Jewel Plummer Cobb was famous for her pioneering cancer research using cell culture techniques and for her leadership as one of the first Black women to head a major American university. A cell biologist by training, she spent decades growing cancer cells in the lab to test chemotherapy drugs, and her work helped demonstrate that methotrexate could effectively treat skin cancer, lung cancer, and childhood leukemia. Later, as president of California State University, Fullerton, she became a national voice for increasing the representation of women and minorities in science.
Early Life and Education
Cobb initially enrolled at the University of Michigan in 1942 but found the environment hostile to Black students. She transferred to Talladega College in Alabama, where she was mentored by bacteriology professor James R. Hayden and earned her bachelor’s degree in biology. She then moved to New York University, completing both a master’s degree and a Ph.D. in cell physiology. That training in cell biology would define her career.
Cancer Research and Cell Culture
Cobb’s most significant scientific contribution was perfecting methods for growing human cancer cells outside the body so researchers could test drugs on them directly. She became especially skilled at culturing cells taken from patient tumor biopsies, a technique that allowed her to observe how individual tumors responded to different chemotherapy agents. In 1952, she founded her own laboratory at the University of Illinois Medical School, establishing its first tissue culture facility.

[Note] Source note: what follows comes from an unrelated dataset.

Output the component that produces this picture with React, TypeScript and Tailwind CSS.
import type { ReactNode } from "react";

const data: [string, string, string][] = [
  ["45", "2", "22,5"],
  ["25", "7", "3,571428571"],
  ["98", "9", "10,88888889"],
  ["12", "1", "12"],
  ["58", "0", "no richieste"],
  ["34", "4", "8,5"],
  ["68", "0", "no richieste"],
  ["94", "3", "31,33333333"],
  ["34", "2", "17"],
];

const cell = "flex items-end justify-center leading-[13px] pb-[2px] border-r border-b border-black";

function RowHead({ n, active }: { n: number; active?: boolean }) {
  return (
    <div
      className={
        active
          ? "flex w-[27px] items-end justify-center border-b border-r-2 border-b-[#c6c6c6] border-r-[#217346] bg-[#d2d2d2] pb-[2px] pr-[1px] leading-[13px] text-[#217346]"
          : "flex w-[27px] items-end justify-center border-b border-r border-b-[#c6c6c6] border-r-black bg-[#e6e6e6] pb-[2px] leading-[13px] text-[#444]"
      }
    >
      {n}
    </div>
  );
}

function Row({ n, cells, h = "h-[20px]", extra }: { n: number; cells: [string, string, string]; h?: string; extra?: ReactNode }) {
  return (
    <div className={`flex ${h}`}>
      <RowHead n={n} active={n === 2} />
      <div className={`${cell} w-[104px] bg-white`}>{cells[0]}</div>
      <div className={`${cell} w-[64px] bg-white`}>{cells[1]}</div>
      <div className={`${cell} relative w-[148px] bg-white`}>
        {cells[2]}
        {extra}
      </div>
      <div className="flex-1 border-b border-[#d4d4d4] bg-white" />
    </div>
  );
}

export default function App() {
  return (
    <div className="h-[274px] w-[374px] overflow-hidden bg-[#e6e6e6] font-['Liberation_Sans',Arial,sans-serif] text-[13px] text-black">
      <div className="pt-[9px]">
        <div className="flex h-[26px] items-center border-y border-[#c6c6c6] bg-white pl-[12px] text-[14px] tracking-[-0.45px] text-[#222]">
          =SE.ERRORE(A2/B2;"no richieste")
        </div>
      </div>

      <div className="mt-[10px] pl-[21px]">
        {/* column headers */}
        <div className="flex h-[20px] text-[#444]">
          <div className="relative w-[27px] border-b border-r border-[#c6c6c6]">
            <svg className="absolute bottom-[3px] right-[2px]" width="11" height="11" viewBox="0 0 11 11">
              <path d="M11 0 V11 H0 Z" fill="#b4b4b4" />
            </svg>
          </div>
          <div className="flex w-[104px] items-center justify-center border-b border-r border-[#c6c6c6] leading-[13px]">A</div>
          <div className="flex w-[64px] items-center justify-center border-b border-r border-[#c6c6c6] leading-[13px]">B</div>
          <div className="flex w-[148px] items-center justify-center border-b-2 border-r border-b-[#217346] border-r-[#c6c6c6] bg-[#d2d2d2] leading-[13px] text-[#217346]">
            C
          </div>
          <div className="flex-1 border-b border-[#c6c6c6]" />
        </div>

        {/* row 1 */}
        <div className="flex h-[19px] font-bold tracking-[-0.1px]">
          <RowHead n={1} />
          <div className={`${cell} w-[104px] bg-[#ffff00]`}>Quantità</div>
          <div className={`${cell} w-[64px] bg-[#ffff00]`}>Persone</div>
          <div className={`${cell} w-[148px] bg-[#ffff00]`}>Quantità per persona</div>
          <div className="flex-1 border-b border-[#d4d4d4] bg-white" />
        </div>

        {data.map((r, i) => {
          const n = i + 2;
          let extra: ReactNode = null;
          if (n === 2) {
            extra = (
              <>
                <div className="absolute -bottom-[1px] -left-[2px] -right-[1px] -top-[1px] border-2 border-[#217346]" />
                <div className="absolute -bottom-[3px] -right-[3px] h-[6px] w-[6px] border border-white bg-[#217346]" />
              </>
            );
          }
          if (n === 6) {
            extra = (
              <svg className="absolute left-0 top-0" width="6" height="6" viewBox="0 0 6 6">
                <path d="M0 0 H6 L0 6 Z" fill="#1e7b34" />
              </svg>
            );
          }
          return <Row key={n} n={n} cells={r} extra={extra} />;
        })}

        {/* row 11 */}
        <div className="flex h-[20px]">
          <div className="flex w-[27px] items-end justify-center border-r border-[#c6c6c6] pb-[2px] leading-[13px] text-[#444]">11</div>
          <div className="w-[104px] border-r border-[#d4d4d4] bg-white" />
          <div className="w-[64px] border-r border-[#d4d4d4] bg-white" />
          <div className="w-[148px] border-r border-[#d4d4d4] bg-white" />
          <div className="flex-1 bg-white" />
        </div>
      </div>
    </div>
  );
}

Over the following years, she and colleague Jane Wright made a critical contribution by demonstrating that methotrexate, a drug still widely used today, was effective against skin and lung cancer as well as childhood leukemia. This was significant because it provided concrete laboratory evidence that a single drug could work across multiple cancer types. Cobb continued to focus on melanoma cells throughout the 1960s and 1970s, publishing studies on how various chemotherapy agents affected melanoma growth in culture and how melanoma cells responded to hormones that stimulate pigment production.

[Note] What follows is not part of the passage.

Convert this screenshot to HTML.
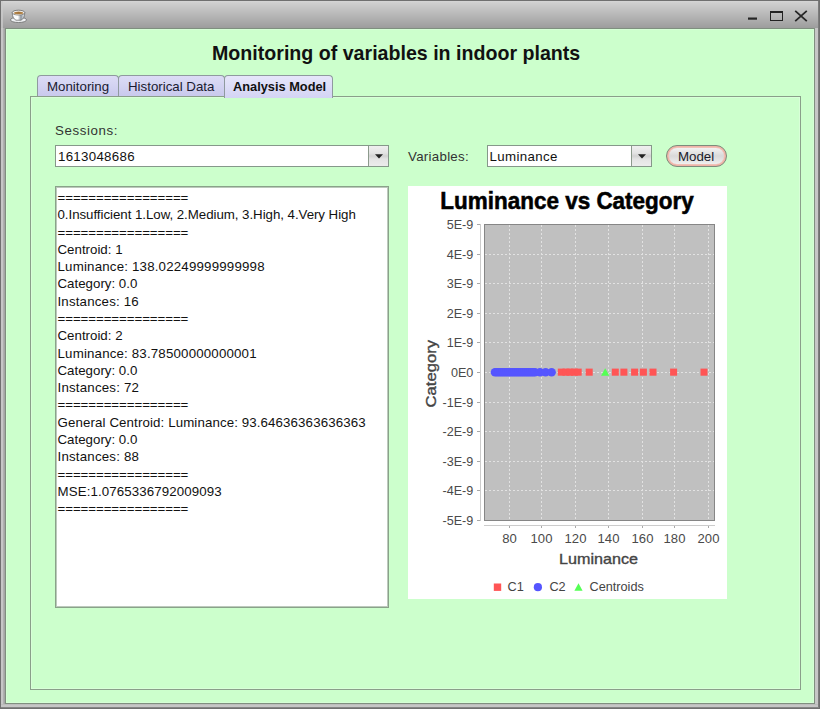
<!DOCTYPE html>
<html><head><meta charset="utf-8">
<style>
*{box-sizing:border-box;margin:0;padding:0}
html,body{width:820px;height:709px;overflow:hidden;background:#707070;font-family:"Liberation Sans",sans-serif;}
.a{position:absolute}
.lbl{font-size:13.3px;color:#333;white-space:nowrap}
.tab{height:22px;border:1px solid #8f9a9f;border-bottom:none;border-radius:4px 4px 0 0;background:linear-gradient(#dcdcf6,#c8c8ec);font-size:13.3px;color:#1a1a30;white-space:nowrap}
.combo{background:#fff;border:1px solid #86988a;font-size:13.3px;color:#111;white-space:nowrap}
.arrow{background:linear-gradient(#efefef,#e4e4e4 35%,#d2d2d2 50%,#e4e4e4 65%,#ececec);border-left:1px solid #8c9a8c}
#ta{left:55px;top:186px;width:334px;height:422px;background:#fff;border:1px solid #8aa28a;box-shadow:inset 1px 1px 0 #bccabc, inset -1px -1px 0 #bccabc;font-size:13.3px;line-height:17.28px;color:#111;white-space:pre}
</style></head><body>
<!-- frame -->
<div class="a" style="left:1px;top:1px;width:817px;height:706px;background:#c6c6c6"></div>
<div class="a" style="left:818px;top:1px;width:1px;height:707px;background:#7c7c7c"></div>
<div class="a" style="left:1px;top:707px;width:818px;height:1px;background:#858585"></div>
<div class="a" style="left:3px;top:1px;width:815px;height:27px;background:linear-gradient(#d6d6d6 0px,#cfcfcf 2px,#9d9d9d 27px)"></div>
<div class="a" style="left:1px;top:1px;width:2px;height:27px;background:linear-gradient(#cccccc,#c0c0c0)"></div>
<div class="a" style="left:3px;top:28px;width:1px;height:676px;background:#b0b0b0"></div>
<div class="a" style="left:4px;top:28px;width:1px;height:676px;background:#a5a5a5"></div>
<div class="a" style="left:1px;top:704px;width:817px;height:1px;background:#bcbcbc"></div>
<div class="a" style="left:5px;top:28px;width:810px;height:676px;border:1px solid #7f8f7f;background:#ccffcc"></div>
<div class="a" style="left:6px;top:29px;width:808px;height:674px;border:1px solid #d6ffd6"></div>
<!-- title bar icons -->
<svg class="a" style="left:0;top:0" width="30" height="28" viewBox="0 0 30 28">
  <defs>
    <radialGradient id="cof" cx="0.5" cy="0.45" r="0.6"><stop offset="0" stop-color="#9a6a30"/><stop offset="0.7" stop-color="#b88a50"/><stop offset="1" stop-color="#e8d8c0"/></radialGradient>
    <linearGradient id="cupg" x1="0" x2="1"><stop offset="0" stop-color="#f4f6f8"/><stop offset="0.45" stop-color="#ffffff"/><stop offset="0.7" stop-color="#8a939c"/><stop offset="0.85" stop-color="#c8ced4"/><stop offset="1" stop-color="#e8ecf0"/></linearGradient>
  </defs>
  <ellipse cx="18.5" cy="19.9" rx="8.1" ry="2.6" fill="#eef0f3" stroke="#6c6c6c" stroke-width="0.8"/>
  <path d="M12.2 12.6 Q12.4 18.6 16 20.2 L21 20.2 Q24.6 18.6 24.8 12.6Z" fill="url(#cupg)" stroke="#707070" stroke-width="0.8"/>
  <ellipse cx="18.5" cy="12.6" rx="6.3" ry="2.4" fill="#f2f2f2" stroke="#686868" stroke-width="0.8"/>
  <ellipse cx="18.6" cy="13" rx="4.8" ry="1.6" fill="url(#cof)"/>
</svg>
<svg class="a" style="left:740px;top:4px" width="75" height="24" viewBox="740 4 75 24">
  <rect x="748" y="17.5" width="9" height="2.2" fill="#262626"/>
  <rect x="770.5" y="11.5" width="12" height="9" fill="none" stroke="#222" stroke-width="1"/>
  <rect x="770" y="11" width="13" height="2" fill="#222"/>
  <path d="M795.2 10.8L806.8 21.2M806.8 10.8L795.2 21.2" stroke="#262626" stroke-width="1.8"/>
</svg>

<div class="a" style="left:212px;top:41.5px;font-size:19.62px;font-weight:bold;color:#111;white-space:nowrap">Monitoring of variables in indoor plants</div>

<!-- tab panel -->
<div class="tab a" style="left:37px;top:75px;width:82px;height:22px"><span class="a" style="left:9px;top:3px">Monitoring</span></div>
<div class="tab a" style="left:118px;top:75px;width:107px;height:22px"><span class="a" style="left:9px;top:3px">Historical Data</span></div>
<div class="a" style="left:30px;top:96px;width:771px;height:594px;border:1px solid #8a9f8a"></div>
<div class="a" style="left:31px;top:97px;width:769px;height:592px;border:1px solid #d8ffd8"></div>
<div class="tab a" style="left:224px;top:75px;width:109px;height:23px;background:linear-gradient(#e6e6fa,#d4d4f4);border-color:#8f9a9f"><span class="a" style="left:8px;top:3px;font-size:12.8px;font-weight:bold;color:#111">Analysis Model</span></div>

<div class="lbl a" style="left:55px;top:123px;letter-spacing:0.6px">Sessions:</div>
<div class="combo a" style="left:55px;top:145px;width:334px;height:22px">
  <div class="a" style="left:2px;top:3px;letter-spacing:0.29px">1613048686</div>
  <div class="arrow a" style="left:312px;top:0;width:20px;height:20px"><svg class="a" style="left:5.5px;top:8px" width="8" height="5" viewBox="0 0 8 5"><path d="M0 0.3H8L4 4.5Z" fill="#222"/></svg></div>
</div>

<div class="lbl a" style="left:408px;top:149px;letter-spacing:0.28px">Variables:</div>
<div class="combo a" style="left:487px;top:145px;width:165px;height:22px">
  <div class="a" style="left:1.5px;top:3px;letter-spacing:0.37px">Luminance</div>
  <div class="arrow a" style="left:143px;top:0;width:20px;height:20px"><svg class="a" style="left:5.5px;top:8px" width="8" height="5" viewBox="0 0 8 5"><path d="M0 0.3H8L4 4.5Z" fill="#222"/></svg></div>
</div>
<div class="a" style="left:666px;top:145px;width:61px;height:22px;border:1px solid #7c8c7c;border-radius:11px;background:#efb4a8;padding:2px">
  <div style="width:100%;height:100%;border-radius:9px;background:linear-gradient(#f2f2f2,#d9d9d9 50%,#efefef);box-shadow:0 0 0 0.5px #f4d0c8"></div>
  <span class="a" style="left:11px;top:3px;font-size:13.3px;color:#1a1a2a">Model</span>
</div>

<div id="ta" class="a"><div class="a" style="left:1.5px;top:2px"><div style="letter-spacing:-0.07px">=================</div><div style="letter-spacing:-0.045px">0.Insufficient 1.Low, 2.Medium, 3.High, 4.Very High</div><div style="letter-spacing:-0.07px">=================</div><div>Centroid: 1</div><div style="letter-spacing:0.186px">Luminance: 138.02249999999998</div><div>Category: 0.0</div><div style="letter-spacing:0.17px">Instances: 16</div><div style="letter-spacing:-0.07px">=================</div><div>Centroid: 2</div><div style="letter-spacing:0.17px">Luminance: 83.78500000000001</div><div>Category: 0.0</div><div style="letter-spacing:0.2px">Instances: 72</div><div style="letter-spacing:-0.07px">=================</div><div style="letter-spacing:0.11px">General Centroid: Luminance: 93.64636363636363</div><div>Category: 0.0</div><div style="letter-spacing:0.2px">Instances: 88</div><div style="letter-spacing:-0.07px">=================</div><div style="letter-spacing:0.11px">MSE:1.0765336792009093</div><div style="letter-spacing:-0.07px">=================</div></div></div>

<svg class="a" style="left:408px;top:186px" width="319" height="413" viewBox="408 186 319 413">
<rect x="408" y="186" width="319" height="413" fill="#fff"/>
<text x="440.3" y="208.6" textLength="253.5" lengthAdjust="spacingAndGlyphs" font-family="Liberation Sans" font-weight="bold" font-size="23.6" stroke="#000" stroke-width="0.55" fill="#000">Luminance vs Category</text>
<rect x="484" y="224" width="231" height="297" fill="#c0c0c0"/>
<path d="M509.5 225V520 M541.5 225V520 M575.5 225V520 M608.5 225V520 M642.5 225V520 M674.5 225V520 M708.5 225V520 M485 254.5H714 M485 283.5H714 M485 313.5H714 M485 342.5H714 M485 372.5H714 M485 402.5H714 M485 431.5H714 M485 461.5H714 M485 490.5H714" stroke="#e2e2e2" stroke-width="1" stroke-dasharray="2 2" fill="none"/>
<rect x="484.5" y="224.5" width="230" height="296" fill="none" stroke="#868686" stroke-width="1"/>
<path d="M480.5 224V521 M484 525.5H715" stroke="#cccccc" stroke-width="1" fill="none"/>
<path d="M477 224.5H480 M477 254.5H480 M477 283.5H480 M477 313.5H480 M477 342.5H480 M477 372.5H480 M477 402.5H480 M477 431.5H480 M477 461.5H480 M477 490.5H480 M477 520.5H480 M509.5 526V528 M541.5 526V528 M575.5 526V528 M608.5 526V528 M642.5 526V528 M674.5 526V528 M708.5 526V528" stroke="#a8a8a8" stroke-width="1" fill="none"/>
<g font-family="Liberation Sans" font-size="12.6" fill="#4a4a4a"><text x="473.3" y="229.0" text-anchor="end">5E-9</text><text x="473.3" y="259.0" text-anchor="end">4E-9</text><text x="473.3" y="288.0" text-anchor="end">3E-9</text><text x="473.3" y="318.0" text-anchor="end">2E-9</text><text x="473.3" y="347.0" text-anchor="end">1E-9</text><text x="473.3" y="377.0" text-anchor="end">0E0</text><text x="473.3" y="407.0" text-anchor="end">-1E-9</text><text x="473.3" y="436.0" text-anchor="end">-2E-9</text><text x="473.3" y="466.0" text-anchor="end">-3E-9</text><text x="473.3" y="495.0" text-anchor="end">-4E-9</text><text x="473.3" y="525.0" text-anchor="end">-5E-9</text><text x="509.5" y="542.9" text-anchor="middle" font-size="13.1">80</text><text x="541.5" y="542.9" text-anchor="middle" font-size="13.1">100</text><text x="575.5" y="542.9" text-anchor="middle" font-size="13.1">120</text><text x="608.5" y="542.9" text-anchor="middle" font-size="13.1">140</text><text x="642.5" y="542.9" text-anchor="middle" font-size="13.1">160</text><text x="674.5" y="542.9" text-anchor="middle" font-size="13.1">180</text><text x="708.5" y="542.9" text-anchor="middle" font-size="13.1">200</text></g>
<text x="559" y="563.5" textLength="79" lengthAdjust="spacingAndGlyphs" font-family="Liberation Sans" font-size="14.6" stroke="#444" stroke-width="0.35" fill="#444">Luminance</text>
<text transform="translate(436.2 407.5) rotate(-90)" textLength="67.5" lengthAdjust="spacingAndGlyphs" font-family="Liberation Sans" font-size="15" stroke="#444" stroke-width="0.35" fill="#444">Category</text>
<g fill="#5555ff"><circle cx="495.0" cy="372.2" r="4.3"/><circle cx="497.0" cy="372.2" r="4.3"/><circle cx="499.0" cy="372.2" r="4.3"/><circle cx="501.0" cy="372.2" r="4.3"/><circle cx="503.0" cy="372.2" r="4.3"/><circle cx="505.0" cy="372.2" r="4.3"/><circle cx="507.0" cy="372.2" r="4.3"/><circle cx="509.0" cy="372.2" r="4.3"/><circle cx="511.0" cy="372.2" r="4.3"/><circle cx="513.0" cy="372.2" r="4.3"/><circle cx="515.0" cy="372.2" r="4.3"/><circle cx="517.0" cy="372.2" r="4.3"/><circle cx="519.0" cy="372.2" r="4.3"/><circle cx="521.0" cy="372.2" r="4.3"/><circle cx="523.0" cy="372.2" r="4.3"/><circle cx="525.0" cy="372.2" r="4.3"/><circle cx="527.0" cy="372.2" r="4.3"/><circle cx="529.0" cy="372.2" r="4.3"/><circle cx="531.0" cy="372.2" r="4.3"/><circle cx="533.0" cy="372.2" r="4.3"/><circle cx="535.0" cy="372.2" r="4.3"/><circle cx="540.0" cy="372.2" r="4.3"/><circle cx="545.6" cy="372.2" r="4.3"/><circle cx="551.6" cy="372.2" r="4.3"/></g>
<path d="M605.2 368.2L609.4 375.8H601Z" fill="#55ff55"/>
<g fill="#ff5555"><rect x="557.8" y="368.6" width="7" height="7.1"/><rect x="562.5" y="368.6" width="7" height="7.1"/><rect x="566.5" y="368.6" width="7" height="7.1"/><rect x="570.8" y="368.6" width="7" height="7.1"/><rect x="574.7" y="368.6" width="7" height="7.1"/><rect x="585.7" y="368.6" width="7" height="7.1"/><rect x="611.8" y="368.6" width="7" height="7.1"/><rect x="620.4" y="368.6" width="7" height="7.1"/><rect x="631.1" y="368.6" width="7" height="7.1"/><rect x="639.9" y="368.6" width="7" height="7.1"/><rect x="649.5" y="368.6" width="7" height="7.1"/><rect x="670.1" y="368.6" width="7" height="7.1"/><rect x="700.5" y="368.6" width="7" height="7.1"/></g>
<rect x="493.8" y="583.5" width="7.4" height="7.4" fill="#ff5555"/>
<circle cx="537.9" cy="587.2" r="4.1" fill="#5555ff"/>
<path d="M578.5 583.2L582.6 590.8H574.4Z" fill="#55ff55"/>
<g font-family="Liberation Sans" font-size="12.7" fill="#444"><text x="507.6" y="591.2">C1</text><text x="549.4" y="591.2">C2</text><text x="589.5" y="591.2">Centroids</text></g>
</svg>
</body></html>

Her approach, testing drugs on cells grown from actual patient tumors, was an early step toward the kind of personalized cancer treatment that modern oncology now prioritizes. Rather than simply giving patients a drug and hoping it worked, Cobb’s methods offered a way to study drug effects in a controlled setting first.

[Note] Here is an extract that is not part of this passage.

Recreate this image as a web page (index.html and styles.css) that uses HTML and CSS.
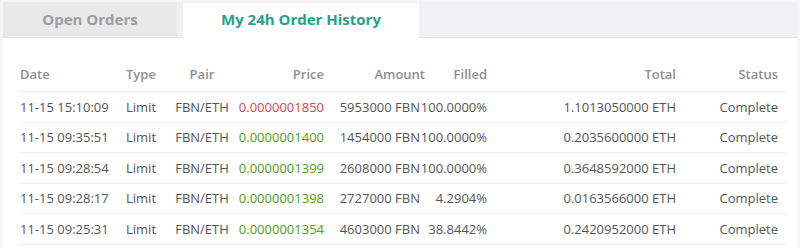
FILE: index.html
```html
<!DOCTYPE html>
<html>
<head>
<meta charset="utf-8">
<link rel="stylesheet" href="styles.css">
</head>
<body>
<div class="panel">
  <div class="tabs">
    <div class="tab tab-open">Open Orders</div>
    <div class="tab tab-active">My 24h Order History</div>
  </div>
  <div class="content">
    <div class="row head">
      <div class="c-left">Date</div>
      <div class="c-left">Type</div>
      <div class="c-center">Pair</div>
      <div class="c-right">Price</div>
      <div class="c-right amount-head">Amount</div>
      <div class="c-right">Filled</div>
      <div class="c-right">Total</div>
      <div class="c-right">Status</div>
    </div>
    <div class="row">
      <div class="c-left">11-15 15:10:09</div>
      <div class="c-left">Limit</div>
      <div class="c-center">FBN/ETH</div>
      <div class="c-right red">0.0000001850</div>
      <div class="c-right">5953000 FBN</div>
      <div class="c-right">100.0000%</div>
      <div class="c-right">1.1013050000 ETH</div>
      <div class="c-right">Complete</div>
    </div>
    <div class="row">
      <div class="c-left">11-15 09:35:51</div>
      <div class="c-left">Limit</div>
      <div class="c-center">FBN/ETH</div>
      <div class="c-right green">0.0000001400</div>
      <div class="c-right">1454000 FBN</div>
      <div class="c-right">100.0000%</div>
      <div class="c-right">0.2035600000 ETH</div>
      <div class="c-right">Complete</div>
    </div>
    <div class="row">
      <div class="c-left">11-15 09:28:54</div>
      <div class="c-left">Limit</div>
      <div class="c-center">FBN/ETH</div>
      <div class="c-right green">0.0000001399</div>
      <div class="c-right">2608000 FBN</div>
      <div class="c-right">100.0000%</div>
      <div class="c-right">0.3648592000 ETH</div>
      <div class="c-right">Complete</div>
    </div>
    <div class="row">
      <div class="c-left">11-15 09:28:17</div>
      <div class="c-left">Limit</div>
      <div class="c-center">FBN/ETH</div>
      <div class="c-right green">0.0000001398</div>
      <div class="c-right">2727000 FBN</div>
      <div class="c-right">4.2904%</div>
      <div class="c-right">0.0163566000 ETH</div>
      <div class="c-right">Complete</div>
    </div>
    <div class="row">
      <div class="c-left">11-15 09:25:31</div>
      <div class="c-left">Limit</div>
      <div class="c-center">FBN/ETH</div>
      <div class="c-right green">0.0000001354</div>
      <div class="c-right">4603000 FBN</div>
      <div class="c-right">38.8442%</div>
      <div class="c-right">0.2420952000 ETH</div>
      <div class="c-right">Complete</div>
    </div>
  </div>
</div>
</body>
</html>
```
FILE: styles.css
```css
html, body {
  margin: 0;
  padding: 0;
}
body {
  background: #f5f5f7;
  font-family: "Open Sans", "Liberation Sans", sans-serif;
  font-size: 13px;
  color: #555555;
  height: 248px;
  overflow: hidden;
}
.panel {
  margin: 2px 0 0 3px;
  width: 794px;
}
.tabs {
  display: flex;
  height: 35px;
  background: #f1f1f3;
  border-bottom: 1px solid #e4e4e6;
}
.tab {
  font-size: 15px;
  font-weight: 700;
  text-align: center;
  line-height: 35px;
}
.tab-open {
  width: 174px;
  background: #e9e9ea;
  color: #9c9ca4;
  margin-right: 6px;
}
.tab-active {
  width: 236px;
  background: #ffffff;
  color: #1fa387;
  margin-top: 1px;
  height: 35px;
  line-height: 33px;
  margin-bottom: -1px;
}
.content {
  background: #ffffff;
  padding: 18px 11px 0 17px;
  height: 210px;
  box-sizing: border-box;
  overflow: hidden;
}
.row {
  display: grid;
  grid-template-columns: 106px 46px 60px 92px 96px 67px 189px 102px;
  align-items: center;
  height: 30.5px;
  box-sizing: border-box;
  border-bottom: 1px solid #efeff1;
  white-space: nowrap;
}
.row.head {
  height: 36px;
  color: #8e8e94;
  font-weight: 600;
}
.c-left { text-align: left; }
.c-center { text-align: center; }
.c-right { text-align: right; }
.amount-head { margin-right: -5px; }
.red { color: #d2474c; }
.green { color: #4f9e14; }
```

Leading Cal State Fullerton
In 1981, Cobb was named president of California State University, Fullerton, becoming the first Black woman to lead a major university in the western United States. She held the position for nearly a decade, and the changes she made were tangible. She secured funding for a new science lab and computer science building, created two entirely new colleges (the College of Communication and the College of Engineering and Computer Science), and built the university’s first on-campus housing. The residence halls now bear her name.
She also oversaw the construction of the Ruby Gerontology Center, which was the first building on campus funded entirely through donations rather than state money. Under her leadership, the university established a satellite campus in Mission Viejo and served as a venue for the 1984 Summer Olympics. A deal she brokered with the Marriott Corporation and the city of Fullerton resulted in a hotel that still operates near campus today.
Advocacy for Minorities and Women in Science
Throughout her career, Cobb worked to open doors in science for people who had historically been shut out. Before arriving at Cal State Fullerton, she served as dean and professor of zoology at Connecticut College, where she established a scholarship for Black students and created a post-baccalaureate program designed to prepare underrepresented students for medical and dental school. She then moved to Douglass College, the women’s division of Rutgers University, where she developed programs to improve access to science and math for women and minorities.
At Cal State Fullerton, she established faculty teams to tutor students in mathematics, a practical intervention aimed at keeping students from dropping out of STEM tracks. This commitment to inclusion across every institution she led is often cited as her most enduring legacy. She didn’t just study science herself; she systematically built programs and infrastructure so that others, particularly Black students and women, could follow.
Cobb retired from the presidency in 1990 but remained active in the university community and in advocacy for diversity in science for years afterward.